Are the commonly accepted features of arbitration—speed and finality—being watered down by rules permitting a second arbitration that expose parties to delays and significantly increased expenses?
In a recently published decision, Condon v. Daland Nissan, Inc., 6 Cal.App.5th 263, the First District Court of Appeal held that an arbitration provider’s lack of appellate rules was no impediment to providing a new arbitration because the arbitration provision permits a “do-over.” It appears that the benefits of arbitration that we once believed were true—namely, cost-effectiveness and quick resolution of disputes—may no longer be true in certain situations. Instead, parties may now bear the risk of a potential “do-over” arbitration instead of the protection of well-established appellate rules and procedures applicable to arbitrations.
Condon involved a sales contract with an arbitration provision that stated an arbitration award would be final unless “the arbitrator’s award for a party is $0 or against a party is in excess of $100,000, or includes an award of injunctive relief against a party,” in which case “that party may request a new arbitration under the rules of the arbitration organization by a three-arbitrator panel.” The arbitrator found for the plaintiff and awarded costs and fees of $180,175.34. Because the final award exceeded $100,000, defendants invoked the “do-over” provision and requested the arbitrator provider to proceed with a new arbitration. Plaintiff objected, so the arbitration provider refused to conduct a new arbitration stating that it lacked authority to resolve the parties’ disagreement over whether a new arbitration was proper. Plaintiff then petitioned to confirm the arbitration award.

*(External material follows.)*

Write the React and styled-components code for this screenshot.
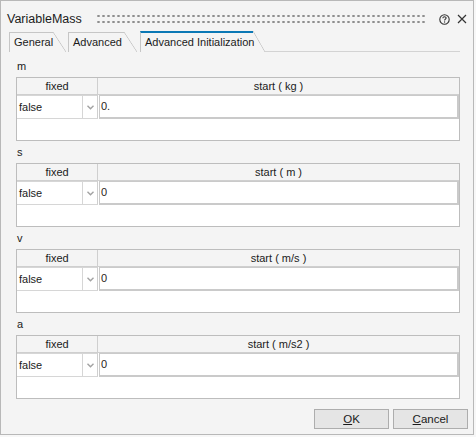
import React from 'react';
import styled, { createGlobalStyle, css } from 'styled-components';

const GlobalStyle = createGlobalStyle`
  html, body {
    margin: 0;
    padding: 0;
    background: #f7f7f7;
  }
  body {
    font-family: 'Liberation Sans', Arial, sans-serif;
    color: #1b1b1b;
  }
`;

// --- DIALOG FRAME --- //
const Window = styled.div`
  width: 474px;
  height: 435px;
  box-sizing: border-box;
  border: 1px solid #b8b8b8;
  background: #f4f4f4;
  display: flex;
  flex-direction: column;
`;

const TitleBar = styled.div`
  height: 30px;
  box-sizing: border-box;
  padding: 6px 6px 0 6px;
  display: flex;
  align-items: center;
`;

const Title = styled.span`
  font-size: 12.5px;
  line-height: 24px;
  white-space: nowrap;
`;

const Grip = styled.div`
  flex: 1;
  height: 12px;
  margin: 0 12px 0 14px;
  background-image: radial-gradient(circle, #8e8e8e 1px, transparent 1.4px);
  background-size: 5px 6px;
  background-position: 0 0;
`;

const TitleIcon = styled.svg`
  display: block;
  flex: none;
  margin-left: ${p => p.$gap || 0}px;
`;

// --- TABS --- //
const TabRow = styled.div`
  height: 21px;
  display: flex;
  align-items: flex-end;
  padding-left: 8px;
`;

const Tab = styled.div`
  position: relative;
  width: ${p => p.$w}px;
  margin-right: ${p => p.$mr}px;
  box-sizing: border-box;
  height: 20px;
  padding-left: 4px;
  border-left: 1px solid #c6c6c6;
  border-top: 1px solid #c6c6c6;
  font-size: 11px;
  line-height: 19px;
  white-space: nowrap;

  &::after {
    content: '';
    position: absolute;
    left: 100%;
    top: -1px;
    width: ${p => p.$slant}px;
    height: 20px;
    background: linear-gradient(
      to top right,
      transparent calc(50% - 0.7px),
      #c6c6c6 50%,
      transparent calc(50% + 0.7px)
    );
  }

  ${p =>
    p.$active &&
    css`
      height: 21px;
      border-top: 2px solid #0b78b5;
      &::after {
        top: -2px;
        height: 21px;
      }
    `}
`;

const TabLine = styled.div`
  flex: 1;
  align-self: stretch;
  margin-left: 12px;
  margin-right: 13px;
  border-bottom: 1px solid #d3d3d3;
`;

// --- CONTENT --- //
const Panel = styled.div`
  flex: 1;
  display: flex;
  flex-direction: column;
  padding: 7px 13px 0 15px;
`;

const Section = styled.div`
  display: flex;
  flex-direction: column;
  margin-bottom: 4px;
`;

const Label = styled.div`
  font-size: 11px;
  line-height: 14px;
  height: 14px;
  margin-bottom: 4px;
  padding-left: 1px;
`;

const Grid = styled.div`
  height: 64px;
  box-sizing: border-box;
  border: 1px solid #bdbdbd;
  background: #fff;
  display: grid;
  grid-template-columns: 81px 1fr;
  grid-template-rows: 17px 24px 1fr;
`;

const HeadCell = styled.div`
  background: #f4f4f4;
  border-bottom: 1px solid #cfcfcf;
  border-right: ${p => (p.$last ? 'none' : '1px solid #cfcfcf')};
  font-size: 11px;
  line-height: 17px;
  text-align: center;
  white-space: pre;
`;

const ComboCell = styled.div`
  display: flex;
  border-right: 1px solid #cfcfcf;
  border-bottom: 1px solid #d6d6d6;
`;

const ComboValue = styled.div`
  flex: 1;
  border-right: 1px solid #d6d6d6;
  border-top: 1px solid #d6d6d6;
  padding-left: 2px;
  font-size: 11px;
  line-height: 22px;
`;

const ComboArrow = styled.div`
  width: 14px;
  border-top: 1px solid #d6d6d6;
  display: flex;
  align-items: center;
  justify-content: center;
`;

const ValueInput = styled.div`
  margin-left: 1px;
  border: 1px solid #cacaca;
  border-right-width: 2px;
  border-bottom-width: 2px;
  padding-left: 1px;
  font-size: 11px;
  line-height: 21px;
  color: #2a2420;
`;

const EmptyRow = styled.div`
  grid-column: 1 / -1;
`;

// --- FOOTER --- //
const Footer = styled.div`
  display: flex;
  justify-content: flex-end;
  gap: 4px;
  padding: 6px 5px 0 0;
  height: 31px;
  box-sizing: border-box;
`;

const Button = styled.button`
  width: 75px;
  height: 20px;
  padding: 0;
  border: 1px solid #adadad;
  background: #e5e5e5;
  font-family: inherit;
  font-size: 11.5px;
  color: #1b1b1b;
`;

const sections = [
  { name: 'm', unit: 'kg', value: '0.' },
  { name: 's', unit: 'm', value: '0' },
  { name: 'v', unit: 'm/s', value: '0' },
  { name: 'a', unit: 'm/s2', value: '0' },
];

const Chevron = () => (
  <svg width="7" height="5" viewBox="0 0 7 5">
    <path d="M0.5 0.8 L3.5 3.8 L6.5 0.8" fill="none" stroke="#a2a2a2" strokeWidth="1.4" />
  </svg>
);

const StartTable = ({ name, unit, value }) => (
  <Section>
    <Label>{name}</Label>
    <Grid>
      <HeadCell>fixed</HeadCell>
      <HeadCell $last>{`start ( ${unit} )`}</HeadCell>
      <ComboCell>
        <ComboValue>false</ComboValue>
        <ComboArrow>
          <Chevron />
        </ComboArrow>
      </ComboCell>
      <ValueInput>{value}</ValueInput>
      <EmptyRow />
    </Grid>
  </Section>
);

export default function App() {
  return (
    <>
      <GlobalStyle />
      <Window>
        <TitleBar>
          <Title>VariableMass</Title>
          <Grip />
          <TitleIcon width="11" height="11" viewBox="0 0 11 11">
            <circle cx="5.5" cy="5.5" r="4.7" fill="none" stroke="#333" strokeWidth="1.1" />
            <path
              d="M3.9 4.3 C3.9 3.3 4.6 2.8 5.5 2.8 C6.4 2.8 7.1 3.3 7.1 4.1 C7.1 5 5.6 5.2 5.6 6.4"
              fill="none"
              stroke="#333"
              strokeWidth="1.1"
            />
            <circle cx="5.6" cy="8" r="0.65" fill="#333" />
          </TitleIcon>
          <TitleIcon $gap={7} width="10" height="10" viewBox="0 0 10 10">
            <path d="M1 1 L9 9 M9 1 L1 9" stroke="#333" strokeWidth="1.2" />
          </TitleIcon>
        </TitleBar>
        <TabRow>
          <Tab $w={44} $mr={15} $slant={13}>General</Tab>
          <Tab $w={56} $mr={16} $slant={13}>Advanced</Tab>
          <Tab $w={113} $mr={0} $slant={12} $active>
            Advanced Initialization
          </Tab>
          <TabLine />
        </TabRow>
        <Panel>
          {sections.map(s => (
            <StartTable key={s.name} {...s} />
          ))}
        </Panel>
        <Footer>
          <Button>
            <u>O</u>K
          </Button>
          <Button>
            <u>C</u>ancel
          </Button>
        </Footer>
      </Window>
    </>
  );
}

In confirming the arbitration award and denying defendants’ request for a second arbitration, the trial court explained that one of the bases for its ruling was the arbitration provision did not provide for when the arbitration organization selected by the parties does not have a process by which a new arbitration may be heard before a three-arbitrator panel.
The Court of Appeal reversed. Recognizing that the parties did not dispute that the selected arbitration provider had no appellate rules, the Court of Appeal held that whether or not the arbitration provider had specialized appellate rules was irrelevant to the arbitration dispute. Rather, the arbitration provision authorized, at a party’s request, a “new arbitration under the rules of the arbitration organization by a three-arbitrator panel.”
Perhaps we should think twice before giving up the protection that a court system has to offer, including the right to appeal, in light of the rising costs of arbitration and the possibility of “do-over” arbitrations.